As per report in BBC, professor Carlos Frenk explained that given they are some of the earliest galaxies in the universe and they formed in a unique way, they should contain some unique properties that would describe them.
“If you go and examine these primitive galaxies, you should find bizarre things about them. Being the first ones, they should have properties that are unique to them, professor Frenk was quoted by BBC.
Providing an explanation, Dr. Bose said: “One could think that maybe some of these pre-reionisation galaxies are more compact than their counterparts that formed afterwards. They were formed at a time when the Universe was much denser, because the Universe was smaller.”

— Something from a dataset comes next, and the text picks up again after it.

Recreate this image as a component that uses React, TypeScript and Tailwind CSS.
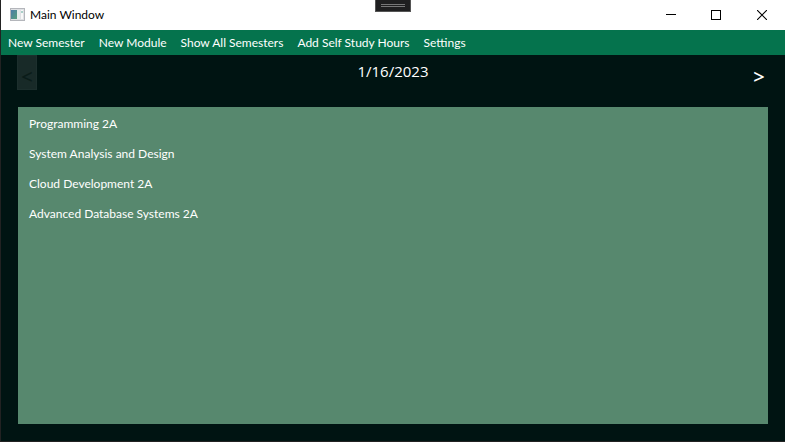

When the Big Bang emerged, the only elements that we currently see in the Periodic table and were present at that time were hydrogen and helium, the first two elements in the table. Other, heavier chemical elements were produced as a result of reactions inside stars.
This would usually happen when a star would go supernova, the galactic environment that gets filled with other chemical compounds. Nevertheless, the availability of different elements in the cosmos has changed since. That said, it could be possible that the way different elements were distributed in the earliest galaxies in the universe doesn’t fit the way they are distributed in galaxies that formed after reionization.
With this in mind, the team can continue cherishing their study and working on discovering new galaxies that could hide the answers about the universe formation, and unveil various secrets that we are still not aware of.